The transgender pride flag emoji is now a draft candidate in the standard, and we’re hopeful it will be accepted for inclusion in 2020. In the film it’s revealed that white wine was not accepted as an emoji character. I am sure that is not the last we’ll hear about that one.

In the meantime:

Every day we send seven billion emojis worldwide. Although the colorful icons called emojis can no longer be ignored in our daily communication, little is known about it. Who has power over the emoji? Where are emojis coming from?

There is one “High Council” of online communication that is difficult to access and has the power over our emoji selection on the keyboard: The Unicode Consortium. This group is difficult to access and meets four times a year on the west coast of the United States. This tech giants committee makes decisions about language and shapes the infrastructure of the online world. Representatives from Apple, Microsoft, Facebook, Google, IBM, Netflix, Amazon, and Intel set the global standard for symbols, characters, and fonts in digital (visual) language so that all our devices can communicate with each other effortlessly.

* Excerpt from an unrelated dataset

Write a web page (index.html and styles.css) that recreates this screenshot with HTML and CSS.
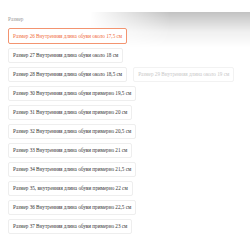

Part of Unicode is the twelve-member “Emoji Commission.” Director Mea Dols de Jong got a foot in the door during the quarterly meeting at Microsoft’s headquarters in Redmond, Seattle, but also ran into the shocking closedness of the tech sector. The deeper she delves into the world behind the seemingly little icons, the better she sees that this micro-world is a reflection of the “real” world. What does it take to get a new emoji on the phone’s keyboard? Take a look at the campaign for a new white wine emoji. Why is the LGBTQI rainbow flag emoji in the keyboards, but not the one that stands for transgender people? Where lies the power to make such decisions?